Task objective:
Return all the data, word for word.

Data lines:
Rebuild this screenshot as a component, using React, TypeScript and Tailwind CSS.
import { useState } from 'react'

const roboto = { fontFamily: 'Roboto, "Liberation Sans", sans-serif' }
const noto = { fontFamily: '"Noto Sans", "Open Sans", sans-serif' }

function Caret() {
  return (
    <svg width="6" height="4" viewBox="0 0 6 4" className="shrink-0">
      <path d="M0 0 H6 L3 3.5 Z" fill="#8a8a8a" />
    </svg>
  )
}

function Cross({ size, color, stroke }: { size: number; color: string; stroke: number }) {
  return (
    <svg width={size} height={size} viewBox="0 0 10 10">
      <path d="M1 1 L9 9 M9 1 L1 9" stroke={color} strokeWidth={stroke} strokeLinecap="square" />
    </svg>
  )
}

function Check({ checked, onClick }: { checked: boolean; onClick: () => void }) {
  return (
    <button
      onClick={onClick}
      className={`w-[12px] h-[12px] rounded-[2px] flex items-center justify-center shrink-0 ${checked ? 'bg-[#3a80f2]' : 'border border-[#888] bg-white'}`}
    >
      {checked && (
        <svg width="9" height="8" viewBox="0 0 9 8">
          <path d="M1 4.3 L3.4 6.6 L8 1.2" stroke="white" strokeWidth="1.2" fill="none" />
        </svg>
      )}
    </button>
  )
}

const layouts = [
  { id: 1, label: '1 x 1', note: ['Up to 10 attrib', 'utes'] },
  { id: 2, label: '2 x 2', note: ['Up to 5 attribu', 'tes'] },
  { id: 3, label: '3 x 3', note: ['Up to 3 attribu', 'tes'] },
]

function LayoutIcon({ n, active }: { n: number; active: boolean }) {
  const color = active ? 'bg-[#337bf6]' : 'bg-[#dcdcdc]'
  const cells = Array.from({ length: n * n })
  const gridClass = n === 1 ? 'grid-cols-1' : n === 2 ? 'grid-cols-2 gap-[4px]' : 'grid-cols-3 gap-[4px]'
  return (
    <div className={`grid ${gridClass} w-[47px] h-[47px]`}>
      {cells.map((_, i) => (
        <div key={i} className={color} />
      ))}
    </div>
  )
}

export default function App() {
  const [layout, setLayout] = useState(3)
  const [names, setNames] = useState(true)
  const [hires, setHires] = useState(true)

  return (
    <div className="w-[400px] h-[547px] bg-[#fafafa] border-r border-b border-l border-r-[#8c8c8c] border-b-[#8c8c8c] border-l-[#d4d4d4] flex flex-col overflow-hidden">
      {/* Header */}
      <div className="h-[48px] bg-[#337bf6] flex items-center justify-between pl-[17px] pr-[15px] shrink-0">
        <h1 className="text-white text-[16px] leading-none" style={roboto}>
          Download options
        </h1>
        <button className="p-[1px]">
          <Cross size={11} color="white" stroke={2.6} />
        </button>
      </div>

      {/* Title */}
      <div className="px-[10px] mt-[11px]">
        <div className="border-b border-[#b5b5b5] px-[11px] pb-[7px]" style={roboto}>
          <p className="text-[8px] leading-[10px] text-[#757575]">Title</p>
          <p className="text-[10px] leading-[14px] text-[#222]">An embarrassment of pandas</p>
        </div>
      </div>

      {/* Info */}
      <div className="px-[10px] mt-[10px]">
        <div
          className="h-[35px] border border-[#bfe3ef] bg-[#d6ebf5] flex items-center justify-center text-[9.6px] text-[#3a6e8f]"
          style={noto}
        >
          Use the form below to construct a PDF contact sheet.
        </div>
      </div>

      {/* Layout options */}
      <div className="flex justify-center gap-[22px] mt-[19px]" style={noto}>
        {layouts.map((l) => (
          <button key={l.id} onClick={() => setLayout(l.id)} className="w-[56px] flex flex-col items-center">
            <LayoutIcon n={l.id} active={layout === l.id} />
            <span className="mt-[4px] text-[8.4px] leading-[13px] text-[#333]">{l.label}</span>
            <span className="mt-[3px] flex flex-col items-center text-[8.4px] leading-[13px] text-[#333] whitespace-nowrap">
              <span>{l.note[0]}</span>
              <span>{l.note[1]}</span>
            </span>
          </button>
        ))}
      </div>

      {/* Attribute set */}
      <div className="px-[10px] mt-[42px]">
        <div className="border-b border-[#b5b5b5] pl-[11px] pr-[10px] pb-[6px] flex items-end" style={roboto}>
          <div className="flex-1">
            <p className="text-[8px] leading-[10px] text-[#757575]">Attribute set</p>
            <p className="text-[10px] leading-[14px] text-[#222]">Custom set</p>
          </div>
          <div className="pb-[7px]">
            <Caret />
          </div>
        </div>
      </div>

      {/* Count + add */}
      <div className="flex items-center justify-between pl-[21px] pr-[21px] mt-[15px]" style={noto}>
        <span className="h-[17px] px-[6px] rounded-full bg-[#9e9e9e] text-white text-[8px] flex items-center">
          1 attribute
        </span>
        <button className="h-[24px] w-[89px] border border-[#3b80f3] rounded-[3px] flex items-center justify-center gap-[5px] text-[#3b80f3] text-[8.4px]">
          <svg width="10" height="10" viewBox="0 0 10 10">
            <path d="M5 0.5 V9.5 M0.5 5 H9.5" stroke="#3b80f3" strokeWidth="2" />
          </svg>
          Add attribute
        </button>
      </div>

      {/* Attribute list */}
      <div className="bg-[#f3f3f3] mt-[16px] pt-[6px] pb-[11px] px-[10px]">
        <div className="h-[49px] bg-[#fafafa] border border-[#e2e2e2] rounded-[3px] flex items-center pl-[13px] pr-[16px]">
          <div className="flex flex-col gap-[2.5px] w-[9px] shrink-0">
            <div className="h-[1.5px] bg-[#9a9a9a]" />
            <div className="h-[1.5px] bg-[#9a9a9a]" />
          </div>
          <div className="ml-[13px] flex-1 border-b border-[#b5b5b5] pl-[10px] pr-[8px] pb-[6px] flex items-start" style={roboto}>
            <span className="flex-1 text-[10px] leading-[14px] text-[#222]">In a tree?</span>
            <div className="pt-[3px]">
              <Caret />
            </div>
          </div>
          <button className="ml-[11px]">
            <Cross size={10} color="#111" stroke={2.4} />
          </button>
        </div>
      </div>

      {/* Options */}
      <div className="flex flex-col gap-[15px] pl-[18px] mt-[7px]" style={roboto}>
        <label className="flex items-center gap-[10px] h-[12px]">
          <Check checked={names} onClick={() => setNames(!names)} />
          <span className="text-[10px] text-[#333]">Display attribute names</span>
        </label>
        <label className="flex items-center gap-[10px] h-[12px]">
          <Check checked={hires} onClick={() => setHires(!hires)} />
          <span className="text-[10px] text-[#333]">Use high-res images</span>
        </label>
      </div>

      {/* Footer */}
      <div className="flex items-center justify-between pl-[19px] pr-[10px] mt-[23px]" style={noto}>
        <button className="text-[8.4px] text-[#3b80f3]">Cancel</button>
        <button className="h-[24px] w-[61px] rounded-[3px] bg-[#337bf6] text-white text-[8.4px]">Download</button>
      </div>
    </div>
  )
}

The response:
Rebuild this screenshot as a component, using React, TypeScript and Tailwind CSS.
import { useState } from 'react'

const roboto = { fontFamily: 'Roboto, "Liberation Sans", sans-serif' }
const noto = { fontFamily: '"Noto Sans", "Open Sans", sans-serif' }

function Caret() {
  return (
    <svg width="6" height="4" viewBox="0 0 6 4" className="shrink-0">
      <path d="M0 0 H6 L3 3.5 Z" fill="#8a8a8a" />
    </svg>
  )
}

function Cross({ size, color, stroke }: { size: number; color: string; stroke: number }) {
  return (
    <svg width={size} height={size} viewBox="0 0 10 10">
      <path d="M1 1 L9 9 M9 1 L1 9" stroke={color} strokeWidth={stroke} strokeLinecap="square" />
    </svg>
  )
}

function Check({ checked, onClick }: { checked: boolean; onClick: () => void }) {
  return (
    <button
      onClick={onClick}
      className={`w-[12px] h-[12px] rounded-[2px] flex items-center justify-center shrink-0 ${checked ? 'bg-[#3a80f2]' : 'border border-[#888] bg-white'}`}
    >
      {checked && (
        <svg width="9" height="8" viewBox="0 0 9 8">
          <path d="M1 4.3 L3.4 6.6 L8 1.2" stroke="white" strokeWidth="1.2" fill="none" />
        </svg>
      )}
    </button>
  )
}

const layouts = [
  { id: 1, label: '1 x 1', note: ['Up to 10 attrib', 'utes'] },
  { id: 2, label: '2 x 2', note: ['Up to 5 attribu', 'tes'] },
  { id: 3, label: '3 x 3', note: ['Up to 3 attribu', 'tes'] },
]

function LayoutIcon({ n, active }: { n: number; active: boolean }) {
  const color = active ? 'bg-[#337bf6]' : 'bg-[#dcdcdc]'
  const cells = Array.from({ length: n * n })
  const gridClass = n === 1 ? 'grid-cols-1' : n === 2 ? 'grid-cols-2 gap-[4px]' : 'grid-cols-3 gap-[4px]'
  return (
    <div className={`grid ${gridClass} w-[47px] h-[47px]`}>
      {cells.map((_, i) => (
        <div key={i} className={color} />
      ))}
    </div>
  )
}

export default function App() {
  const [layout, setLayout] = useState(3)
  const [names, setNames] = useState(true)
  const [hires, setHires] = useState(true)

  return (
    <div className="w-[400px] h-[547px] bg-[#fafafa] border-r border-b border-l border-r-[#8c8c8c] border-b-[#8c8c8c] border-l-[#d4d4d4] flex flex-col overflow-hidden">
      {/* Header */}
      <div className="h-[48px] bg-[#337bf6] flex items-center justify-between pl-[17px] pr-[15px] shrink-0">
        <h1 className="text-white text-[16px] leading-none" style={roboto}>
          Download options
        </h1>
        <button className="p-[1px]">
          <Cross size={11} color="white" stroke={2.6} />
        </button>
      </div>

      {/* Title */}
      <div className="px-[10px] mt-[11px]">
        <div className="border-b border-[#b5b5b5] px-[11px] pb-[7px]" style={roboto}>
          <p className="text-[8px] leading-[10px] text-[#757575]">Title</p>
          <p className="text-[10px] leading-[14px] text-[#222]">An embarrassment of pandas</p>
        </div>
      </div>

      {/* Info */}
      <div className="px-[10px] mt-[10px]">
        <div
          className="h-[35px] border border-[#bfe3ef] bg-[#d6ebf5] flex items-center justify-center text-[9.6px] text-[#3a6e8f]"
          style={noto}
        >
          Use the form below to construct a PDF contact sheet.
        </div>
      </div>

      {/* Layout options */}
      <div className="flex justify-center gap-[22px] mt-[19px]" style={noto}>
        {layouts.map((l) => (
          <button key={l.id} onClick={() => setLayout(l.id)} className="w-[56px] flex flex-col items-center">
            <LayoutIcon n={l.id} active={layout === l.id} />
            <span className="mt-[4px] text-[8.4px] leading-[13px] text-[#333]">{l.label}</span>
            <span className="mt-[3px] flex flex-col items-center text-[8.4px] leading-[13px] text-[#333] whitespace-nowrap">
              <span>{l.note[0]}</span>
              <span>{l.note[1]}</span>
            </span>
          </button>
        ))}
      </div>

      {/* Attribute set */}
      <div className="px-[10px] mt-[42px]">
        <div className="border-b border-[#b5b5b5] pl-[11px] pr-[10px] pb-[6px] flex items-end" style={roboto}>
          <div className="flex-1">
            <p className="text-[8px] leading-[10px] text-[#757575]">Attribute set</p>
            <p className="text-[10px] leading-[14px] text-[#222]">Custom set</p>
          </div>
          <div className="pb-[7px]">
            <Caret />
          </div>
        </div>
      </div>

      {/* Count + add */}
      <div className="flex items-center justify-between pl-[21px] pr-[21px] mt-[15px]" style={noto}>
        <span className="h-[17px] px-[6px] rounded-full bg-[#9e9e9e] text-white text-[8px] flex items-center">
          1 attribute
        </span>
        <button className="h-[24px] w-[89px] border border-[#3b80f3] rounded-[3px] flex items-center justify-center gap-[5px] text-[#3b80f3] text-[8.4px]">
          <svg width="10" height="10" viewBox="0 0 10 10">
            <path d="M5 0.5 V9.5 M0.5 5 H9.5" stroke="#3b80f3" strokeWidth="2" />
          </svg>
          Add attribute
        </button>
      </div>

      {/* Attribute list */}
      <div className="bg-[#f3f3f3] mt-[16px] pt-[6px] pb-[11px] px-[10px]">
        <div className="h-[49px] bg-[#fafafa] border border-[#e2e2e2] rounded-[3px] flex items-center pl-[13px] pr-[16px]">
          <div className="flex flex-col gap-[2.5px] w-[9px] shrink-0">
            <div className="h-[1.5px] bg-[#9a9a9a]" />
            <div className="h-[1.5px] bg-[#9a9a9a]" />
          </div>
          <div className="ml-[13px] flex-1 border-b border-[#b5b5b5] pl-[10px] pr-[8px] pb-[6px] flex items-start" style={roboto}>
            <span className="flex-1 text-[10px] leading-[14px] text-[#222]">In a tree?</span>
            <div className="pt-[3px]">
              <Caret />
            </div>
          </div>
          <button className="ml-[11px]">
            <Cross size={10} color="#111" stroke={2.4} />
          </button>
        </div>
      </div>

      {/* Options */}
      <div className="flex flex-col gap-[15px] pl-[18px] mt-[7px]" style={roboto}>
        <label className="flex items-center gap-[10px] h-[12px]">
          <Check checked={names} onClick={() => setNames(!names)} />
          <span className="text-[10px] text-[#333]">Display attribute names</span>
        </label>
        <label className="flex items-center gap-[10px] h-[12px]">
          <Check checked={hires} onClick={() => setHires(!hires)} />
          <span className="text-[10px] text-[#333]">Use high-res images</span>
        </label>
      </div>

      {/* Footer */}
      <div className="flex items-center justify-between pl-[19px] pr-[10px] mt-[23px]" style={noto}>
        <button className="text-[8.4px] text-[#3b80f3]">Cancel</button>
        <button className="h-[24px] w-[61px] rounded-[3px] bg-[#337bf6] text-white text-[8.4px]">Download</button>
      </div>
    </div>
  )
}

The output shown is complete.